Im psychoanalytischen Verständnis von Krankheit taucht dieser Ansatz, Krankheit als Lösungsversuch zu verstehen, wieder auf. Unbewusstes, welches nicht seelisch ertragen werden kann, wird zu einem körperlichen Symptom, es wird somatisiert. Die Abwehr unerträglicher Gefühle und Phantasien durch Somatisierung hat Lösungscharakter. Ein Wutaffekt beispielsweise, der nicht als bewusstes Wutgefühl erscheint, sondern als Zahnschmerz, muss seelisch nicht ertragen und nicht bewältigt und auch nicht verantwortet werden, und es ergeben sich mannigfaltige Möglichkeiten, das angeblich körperliche Problem auch im Körper zu lösen, im Falle Zahnschmerzen beispielsweise durch Zahnbehandlung oder Zahnentfernung.
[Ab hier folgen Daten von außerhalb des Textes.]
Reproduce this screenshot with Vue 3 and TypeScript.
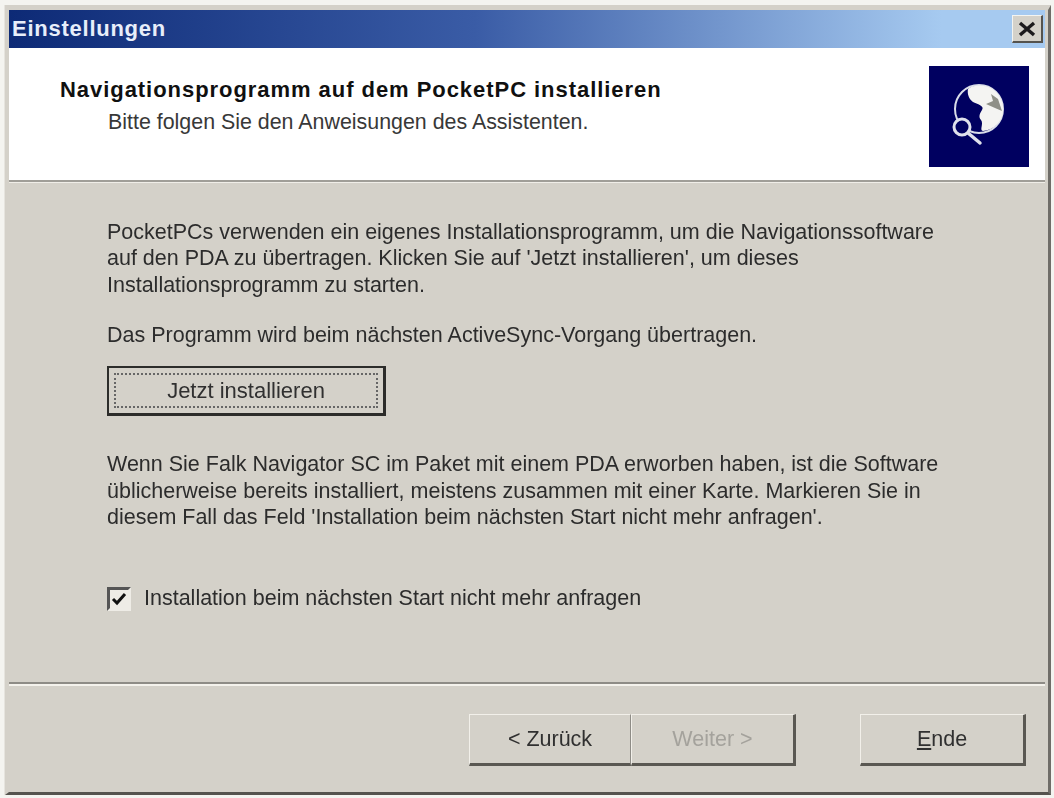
<script setup lang="ts">
const paragraphOne: string[] = [
  'PocketPCs verwenden ein eigenes Installationsprogramm, um die Navigationssoftware',
  "auf den PDA zu übertragen. Klicken Sie auf 'Jetzt installieren', um dieses",
  'Installationsprogramm zu starten.',
]
const paragraphTwo: string[] = [
  'Wenn Sie Falk Navigator SC im Paket mit einem PDA erworben haben, ist die Software',
  'üblicherweise bereits installiert, meistens zusammen mit einer Karte. Markieren Sie in',
  "diesem Fall das Feld 'Installation beim nächsten Start nicht mehr anfragen'.",
]
</script>

<template>
  <div class="page">
    <div class="window">
      <div class="titlebar">
        <span class="title">Einstellungen</span>
        <button class="close" aria-label="Schließen">
          <svg width="20" height="16" viewBox="0 0 20 16">
            <path d="M3 2 L17 14 M17 2 L3 14" stroke="#1c1a1c" stroke-width="3.4" fill="none" />
          </svg>
        </button>
      </div>

      <header class="header">
        <div class="header-text">
          <h1>Navigationsprogramm auf dem PocketPC installieren</h1>
          <p>Bitte folgen Sie den Anweisungen des Assistenten.</p>
        </div>
        <div class="logo">
          <svg width="100" height="101" viewBox="0 0 100 101">
            <circle cx="50" cy="43" r="24" fill="#000060" stroke="#d8dce8" stroke-width="2" />
            <path d="M39 23 C44 18 58 18 66 25 C72 31 75 38 74 46 C73 55 65 64 54 65 C50 64 55 58 52 54 C49 51 51 47 53 44 C56 40 48 38 44 36 C40 33 38 28 39 23 Z" fill="#f4f4f2" />
            <path d="M62 28 L69 33 L73 45 L66 42 L57 38 L64 35 Z" fill="#8f9088" />
            <circle cx="33" cy="61" r="8" fill="#000060" stroke="#dfe1ec" stroke-width="3" />
            <path d="M39 67 L51 77" stroke="#dfe1ec" stroke-width="3.5" stroke-linecap="round" />
          </svg>
        </div>
      </header>

      <main class="body">
        <p class="para">
          <span v-for="line in paragraphOne" :key="line" class="line">{{ line }}</span>
        </p>
        <p class="single">Das Programm wird beim nächsten ActiveSync-Vorgang übertragen.</p>
        <button class="install"><span class="focus">Jetzt installieren</span></button>
        <p class="para second">
          <span v-for="line in paragraphTwo" :key="line" class="line">{{ line }}</span>
        </p>
        <label class="check">
          <span class="box">
            <svg width="16" height="14" viewBox="0 0 16 14">
              <path d="M2 7 L6 11 L14 2" stroke="#111" stroke-width="3" fill="none" />
            </svg>
          </span>
          <span>Installation beim nächsten Start nicht mehr anfragen</span>
        </label>
      </main>

      <footer class="footer">
        <div class="group">
          <button class="btn back">&lt; Zurück</button>
          <button class="btn next">Weiter &gt;</button>
        </div>
        <button class="btn end"><span class="u">E</span>nde</button>
      </footer>
    </div>
  </div>
</template>

<style>
html, body { margin: 0; background: #f4f4f0; }
</style>

<style scoped>
.page {
  width: 1054px;
  height: 798px;
  padding: 5px 3px 3px 5px;
  box-sizing: border-box;
  font-family: "Liberation Sans", Arial, sans-serif;
  color: #2c2c2c;
  overflow: hidden;
  filter: blur(0.6px);
}
.window {
  height: 100%;
  box-sizing: border-box;
  background: #d4d1c9;
  border: 4px solid #d4d1c9;
  border-top-width: 5px;
  border-bottom: 3px solid #55534e;
  border-right: 3px solid #6f6d68;
  padding-right: 3px;
  display: flex;
  flex-direction: column;
  box-shadow: -1px 0 0 #e6e4de;
}
.titlebar {
  height: 38px;
  flex: none;
  background: linear-gradient(90deg, #0d2a76 0%, #3a5ca6 45%, #a6caf0 90%);
  display: flex;
  align-items: center;
  justify-content: space-between;
  padding: 0 2px 0 3px;
}
.title {
  color: #e8eefa;
  font-weight: 700;
  font-size: 22px;
  letter-spacing: 0.75px;
}
.close {
  width: 31px;
  height: 28px;
  padding: 0;
  display: flex;
  align-items: center;
  justify-content: center;
  background: #d4d1c9;
  border: 1px solid;
  border-width: 1px 2px 2px 1px;
  border-color: #f4f4f0 #55534e #55534e #f4f4f0;
}
.header {
  height: 132px;
  flex: none;
  background: #fff;
  display: flex;
  justify-content: space-between;
  padding: 18px 12px 0 51px;
  box-sizing: border-box;
  border-right: 4px solid #fff;
}
.header h1 {
  margin: 11px 0 0;
  color: #101010;
  font-size: 22px;
  line-height: 26px;
  font-weight: 700;
  letter-spacing: 0.95px;
}
.header p {
  margin: 6px 0 0 48px;
  font-size: 21.4px;
  line-height: 26px;
  color: #383838;
}
.logo {
  width: 100px;
  height: 101px;
  background: #000060;
}
.body {
  flex: 1;
  border-top: 2px solid #a09e98;
  box-shadow: inset 0 1px 0 #f0eee8;
  padding: 37px 0 0 98px;
  min-height: 0;
  font-size: 21.5px;
}
.para { margin: 0; line-height: 26.4px; }
.line { display: block; white-space: nowrap; }
.single { margin: 24px 0 0; line-height: 26px; }
.install {
  display: block;
  margin: 18px 0 0;
  width: 279px;
  height: 50px;
  padding: 5px;
  box-sizing: border-box;
  background: #d4d1c9;
  border: 2px solid #2c2c2a;
  border-bottom-width: 3px;
  border-right-width: 3px;
  font: inherit;
  font-size: 22px;
  color: #303030;
}
.focus {
  display: flex;
  align-items: center;
  justify-content: center;
  height: 100%;
  border: 2px dotted #666;
  box-sizing: border-box;
}
.second { margin-top: 35px; }
.check {
  display: flex;
  align-items: center;
  gap: 13px;
  margin-top: 56px;
}
.box {
  width: 24px;
  height: 24px;
  box-sizing: border-box;
  background: #eeece6;
  border: 3px solid;
  border-color: #555 #eeece6 #eeece6 #555;
  display: flex;
  align-items: center;
  justify-content: center;
}
.footer {
  height: 110px;
  flex: none;
  box-sizing: border-box;
  border-top: 2px solid #8e8c86;
  box-shadow: inset 0 2px 0 #f4f2ec;
  display: flex;
  justify-content: flex-end;
  gap: 64px;
  padding: 30px 19px 0 0;
}
.group { display: flex; }
.btn {
  height: 52px;
  box-sizing: border-box;
  background: #d4d1c9;
  border-style: solid;
  border-width: 1px 3px 3px 1px;
  border-color: #f2f0ea #5a5852 #5a5852 #f2f0ea;
  font: inherit;
  font-size: 21.5px;
  color: #303030;
  padding: 0;
}
.back { width: 162px; border-right-width: 1px; border-right-color: #8e8c86; }
.next { width: 165px; color: #a4a29c; }
.end { width: 166px; }
.u { text-decoration: underline; }
</style>
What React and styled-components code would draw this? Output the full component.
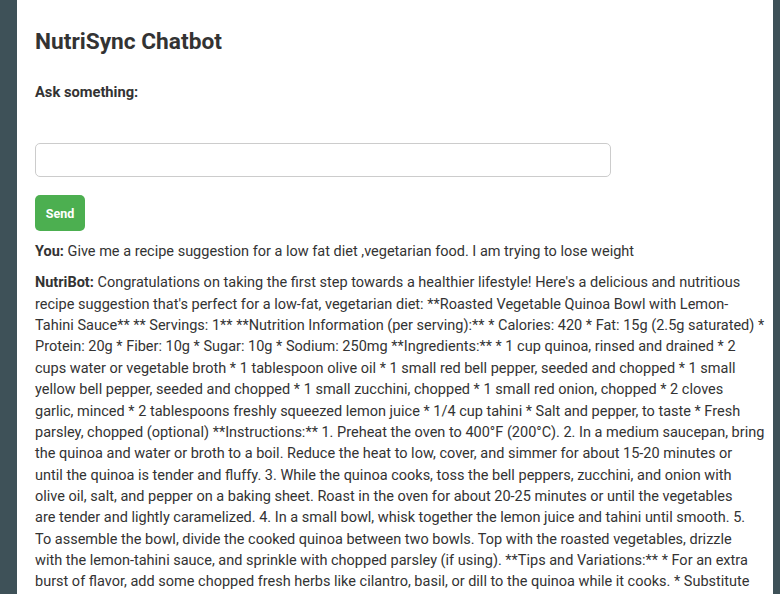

Über den Abwehraspekt hinaus bietet die Entstehung eines körperlichen Symptoms vielfältige Wunscherfüllungsmöglichkeiten, und es hat auch insofern Lösungscharakter, indem es Befriedigungsmöglichkeiten bietet. Diese Befriedigungsmöglichkeiten können direkt am Körper liegen, die Befriedigungsmöglichkeiten können sich aber auch aus sozialen Interaktionen im Gesundheitswesen oder in der Familie ergeben. Im psychoanalytischen Sprachgebrauch werden diese Möglichkeiten, Krankheit als Lösungsweg zu nutzen, auch als primärer und sekundärer Krankheitsgewinn bezeichnet. Primärer Krankheitsgewinn ist die innerpsychische Entlastung, die ein Individuum durch die Entwicklung eines Symptoms erfährt, sekundärer Krankheitsgewinn sind die Vorteile, die sich aus dem Erkrankungsprozess ziehen lassen. Die gesamte Entwicklung der modernen Familienpsychosomatik beruht auf der Beobachtung, dass körperliche Erkrankungen bei einzelnen Mitgliedern der Versuch sein können, ein aus dem Gleichgewicht geratenes Familiensystem erneut über die Erkrankung zu stabilisieren. Sehr evident ist das im Fall von Angstneurosen, die ganz regelmäßig eine brüchig gewordene Ehe wieder zusammenbinden.

Krankheit als System

Dieser Aspekt von Krankheit wird in der Regel am wenigsten beachtet. Das mag daran liegen, dass üblicherweise in einem linearen Ursache-Wirkungs-Modell gedacht wird. In diesem Denken erscheint die anfängliche Krankheitsursache, die krankheitsauslösende Situation, der innerpsychische Konflikt als sehr wesentlich. Alles sich daran anschließende wird als sekundär gedacht, als eine Folge, die zu existieren aufhört, wenn die Wirkung verschwindet, vergleichbar den Bugwellen eines fahrenden Schiffes. Sobald dieses beidreht, verlieren sich die Wellen, die kein Eigenleben haben. Ein solches, sehr einfaches, kausales Prozessverständnis gilt aber tatsächlich nur für sehr wenige Krankheiten des Menschen. Der größte Teil aller Krankheiten lässt sich nicht nach einem einfachen Ursache-Wirkungs-Modell begreifen. Krankheit spielt sich nämlich in drei Systemen ab: im Körper, in der Psyche und im sozialen System. Alle drei Systeme sind nicht wie die Bugwelle des Bootes etwas Unbelebtes, sondern etwas Lebendiges, welches Eigengesetzlichkeit, eigene Regulationsprozesse zeigt.